My programming story, part 1

I wrote my first program on an IBM PC XT my parents had bought to run the books for their farm. It was in the BASIC programming language.

That computer came with a collection of ring binders, one of which contained a reference for BASIC.

Binder cover

I don’t remember what the first thing I wrote was, but it probably looked like this:

10 PRINT "CLINT IS AWESOME"
20 GOTO 10

I went by Clint back then. Now only my mom calls me that, and my wife when she wants to get on my nerves.

Anyway, that code would print out CLINT IS AWESOME in an infinite loop. I didn’t get very far with BASIC on the PC XT, because as soon as my parents saw I could tell the computer what to do, they got pretty worried about their books in Lotus 1-2-3.

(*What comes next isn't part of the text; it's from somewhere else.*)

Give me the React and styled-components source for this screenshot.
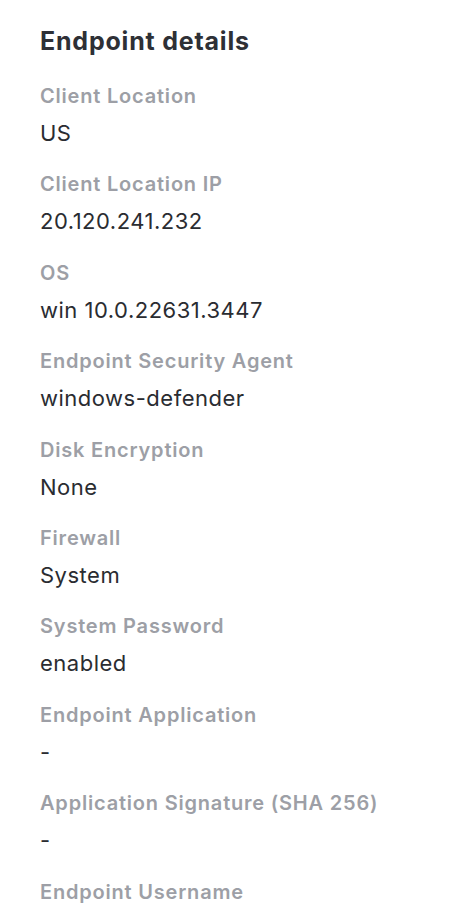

A few weeks later, they came home from the John Deere tractor store with an IBM PCjr. I know that sounds impossible, but IBM sold computers through the tractor store. The PCjr was not selling well – it was an odd idea for a computer with even odder execution – so they were heavily discounted. I was lucky for that: my parents got the upgraded version with 256KB of RAM. The PCjr had no hard drive, only a floppy drive and two slots for cartridges.

IBM PCjr

What the PCjr did have, however, is one of the best books introducing people to programming that I can imagine for the time (1983). Hands-On BASIC was written by Arthur Luehrmann and Herbert Peckham, who had founded a partnership called “Computer Literacy” to create better educational materials for use with computers.

Hands-On BASIC table of contents

Every section had detailed instructions with pictures, questions for you to think about, and fun projects. I dream of creating my own book based off its style someday. It would use Racket as the programming language, as I think it’s about as close as you can get to the self-contained nature that BASIC had back then.

I had that computer for 7 years and programmed on it every day. I wrote games, invoicing systems, imaginary friends, dice rollers, and music compositions on it, all in BASIC.


Earlier this year when I accepted my job at The Iron Yard, I knew I’d be teaching Ruby. It had been over 2 years since I’d written Ruby. I felt confident, but needed a warm-up. To do so, I wrote a BASIC interpreter in Ruby. I didn’t finish it, but it can run simple BASIC programs.

I’m thinking about writing a BASIC compiler to Python bytecode over the Christmas break, before I start teaching Python in January.